By Michael DeLaura, LEED AP, and John Edgar
The road to energy independence is paved with conservation. In spite of new methods of producing ‘clean’ energy, nothing beats conservation as the most cost-effective solution. This is why recent changes to building codes—such as the new National Energy Code of Canada for Buildings (NECB)—have emphasized the requirements for airtight building envelopes and continuous insulation (ci).
In an effort to build a more robust building envelope, wall assemblies are being improved to meet the specific requirements of the local climate. Air barriers are becoming an integral part of the design in wall assemblies and have been re-engineered to meet practical installation considerations. Fluid-applied air barriers can be used over any substrate and behind any cladding over a range of surface geometries without the requirements for origami overlaps.
Some of the more advanced fluid-applied air and moisture barriers were initially designed to function as substrate protection of drainage exterior insulation and finishing systems (EIFS).
EIFS have always been rigorously tested for evaluation services—both the Canadian Construction Materials Centre (CCMC) and the International Code Council Evaluation Service (ICC-ES) have required performance testing from drainage efficiency to fire resistance. Recently, questions regarding fire performance of some air barrier materials in conjunction with continuous insulation have arose. EIFS already has years of tested experience and this performance advantage has allowed the fluid-applied membranes to find new markets behind other claddings.
As the demand has increased for a more energy-efficient building envelope, air and moisture barriers became the products for substrate protection. The use of one continuous air and moisture barrier simplified the specification and design process. Air and moisture barriers provide protection against unrestricted water vapour movement, water leakage, and the resultant mould and mildew. One major difference between building wraps, self-adhesive membranes, and a fluid-applied air barrier involves the performance. Some fluid-applied air and moisture barriers, depending on the type and manufacturer, can be exposed to the elements for up to six months without a significant change in water penetration resistance.
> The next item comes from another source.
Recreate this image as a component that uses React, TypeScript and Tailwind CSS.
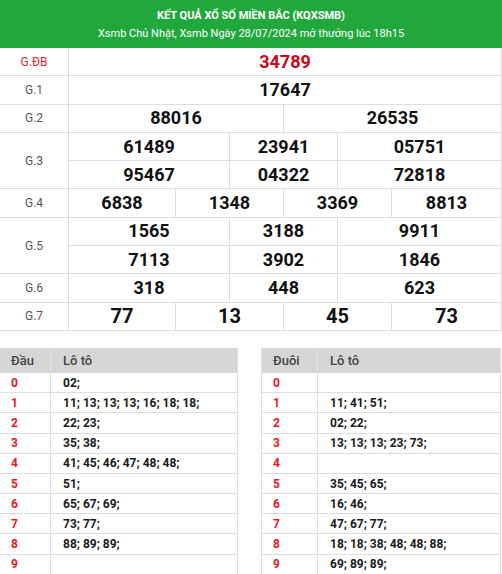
import React from "react";

const font = { fontFamily: "Roboto, 'Noto Sans', Arial, sans-serif" };

function Num({ children, big, red }: { children: React.ReactNode; big?: boolean; red?: boolean }) {
  return (
    <span
      className={`font-bold ${big ? "text-[20px]" : "text-[18px]"} ${red ? "text-[#d0021b]" : "text-[#111]"} leading-none`}
    >
      {children}
    </span>
  );
}

function Cell({ children, last }: { children: React.ReactNode; last?: boolean }) {
  return (
    <div className={`flex items-center justify-center ${last ? "" : "border-r border-[#dedede]"}`}>{children}</div>
  );
}

function Row({
  label,
  red,
  rows,
  cols,
}: {
  label: string;
  red?: boolean;
  rows: { nums: string[]; big?: boolean; red?: boolean }[];
  cols: string;
}) {
  return (
    <div className="flex">
      <div
        className={`w-[69px] shrink-0 border-r border-b border-[#dedede] flex items-center justify-center text-[12px] ${
          red ? "text-[#e8262d]" : "text-[#555]"
        }`}
      >
        {label}
      </div>
      <div className="flex-1 flex flex-col">
        {rows.map((r, i) => (
          <div key={i} className={`grid ${cols} h-[28.3px] border-b border-[#dedede]`}>
            {r.nums.map((n, j) => (
              <Cell key={j} last={j === r.nums.length - 1}>
                <Num big={r.big} red={r.red}>
                  {n}
                </Num>
              </Cell>
            ))}
          </div>
        ))}
      </div>
    </div>
  );
}

const dau: [string, string][] = [
  ["0", "02;"],
  ["1", "11; 13; 13; 13; 16; 18; 18;"],
  ["2", "22; 23;"],
  ["3", "35; 38;"],
  ["4", "41; 45; 46; 47; 48; 48;"],
  ["5", "51;"],
  ["6", "65; 67; 69;"],
  ["7", "73; 77;"],
  ["8", "88; 89; 89;"],
  ["9", ""],
];

const duoi: [string, string][] = [
  ["0", ""],
  ["1", "11; 41; 51;"],
  ["2", "02; 22;"],
  ["3", "13; 13; 13; 23; 73;"],
  ["4", ""],
  ["5", "35; 45; 65;"],
  ["6", "16; 46;"],
  ["7", "47; 67; 77;"],
  ["8", "18; 18; 38; 48; 48; 88;"],
  ["9", "69; 89; 89;"],
];

function LotoTable({
  title,
  data,
  firstW,
  className,
}: {
  title: string;
  data: [string, string][];
  firstW: string;
  className: string;
}) {
  return (
    <div className={className}>
      <div className="flex h-[25px] bg-[#d6d6d6] text-[13px] font-medium text-[#444]">
        <div className={`${firstW} shrink-0 flex items-center pl-[11px] border-r border-[#e4e4e4]`}>{title}</div>
        <div className="flex-1 flex items-center pl-[12px]">Lô tô</div>
      </div>
      {data.map(([d, v]) => (
        <div key={d} className="flex h-[20.2px] border-b border-[#dedede] text-[12px] font-bold">
          <div className={`${firstW} shrink-0 flex items-center pl-[11px] border-r border-[#dedede] text-[#f0141e]`}>
            {d}
          </div>
          <div className="flex-1 flex items-center pl-[12px] text-[#1a1a1a]">{v}</div>
        </div>
      ))}
    </div>
  );
}

export default function App() {
  return (
    <div className="w-[502px] bg-white" style={font}>
      <div className="h-[48px] bg-[#21a83c] flex flex-col items-center justify-center text-white pt-[1px]">
        <div className="text-[11px] font-bold leading-[15px]">KẾT QUẢ XỔ SỐ MIỀN BẮC (KQXSMB)</div>
        <div className="text-[11px] leading-[15px] mt-[3px]">
          Xsmb Chủ Nhật, Xsmb Ngày 28/07/2024 mở thưởng lúc 18h15
        </div>
      </div>
      <div className="border-r border-[#dedede]">
        <Row label="G.ĐB" red cols="grid-cols-1" rows={[{ nums: ["34789"], red: true }]} />
        <Row label="G.1" cols="grid-cols-1" rows={[{ nums: ["17647"] }]} />
        <Row label="G.2" cols="grid-cols-[215px_1fr]" rows={[{ nums: ["88016", "26535"] }]} />
        <Row
          label="G.3"
          cols="grid-cols-[161px_108px_1fr]"
          rows={[{ nums: ["61489", "23941", "05751"] }, { nums: ["95467", "04322", "72818"] }]}
        />
        <Row
          label="G.4"
          cols="grid-cols-[107px_108px_108px_1fr]"
          rows={[{ nums: ["6838", "1348", "3369", "8813"] }]}
        />
        <Row
          label="G.5"
          cols="grid-cols-[161px_108px_1fr]"
          rows={[{ nums: ["1565", "3188", "9911"] }, { nums: ["7113", "3902", "1846"] }]}
        />
        <Row label="G.6" cols="grid-cols-[161px_108px_1fr]" rows={[{ nums: ["318", "448", "623"] }]} />
        <Row
          label="G.7"
          cols="grid-cols-[107px_108px_108px_1fr]"
          rows={[{ nums: ["77", "13", "45", "73"], big: true }]}
        />
      </div>
      <div className="flex justify-between mt-[17px]">
        <LotoTable title="Đầu" data={dau} firstW="w-[51px]" className="w-[238px] border-r border-[#dedede]" />
        <LotoTable
          title="Đuôi"
          data={duoi}
          firstW="w-[56px]"
          className="w-[240px] mr-[1px] border-l border-r border-[#dedede]"
        />
      </div>
    </div>
  );
}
In what may appear to be backward thinking, the more robust fluid-applied waterproof air barriers become the functional cladding of the building and exposed decorative cladding becomes the screen to deflect rain from the inner barrier, hence ‘rainscreen’ cladding.
Other benefits of fluid-applied air and moisture barriers include:
- fluid-applied membranes do not require highly skilled labour so installation is easy and there is minimized risk of errors;
- water-based membranes have low volatile organic compounds (VOCs) which simplify installation by reducing protection requirements of the installer and the environment;
- barriers are available as vapour-permeable or vapour-impermeable membranes to accommodate most wall designs;
- fluid-applied membranes become one with the substrate making them rigid and stable under air and wind pressure loads;
- membranes resists air leakage, which increases occupant comfort, reduces energy costs, and reduces risk of condensation;
- doubles as air barrier and sheathing membrane, and protects rough openings while easily being incorporated with flashing; and
- fire-tested by manufacturer, which means it can be used on all construction types.
Air barriers also lower heating and cooling cost and increase occupant comfort, and research has been conducted to prove their energy efficiency. The U.S. Department of Energy (DOE) finds that up to 40 per cent of the energy used to heat or cool a building is lost through air leakage.
The National Institute of Standards and Technology’s (NIST’s) study, “Investigation of the Impact of Commercial Building Envelope Airtightness on HVAC Energy” confirmed air barriers promote energy savings ranging from 30 to 40 per cent for heating climates and 10 to 15 per cent for cooling climates. The use of an air barrier in the wall assembly can contribute to points on a Leadership in Energy and Environmental Design (LEED)-certified project in the Energy and Atmosphere (EA) category. Points can be awarded in this category for conducting air barrier and/or building envelope testing, including Optimize Energy Performance and Enhanced Commissioning.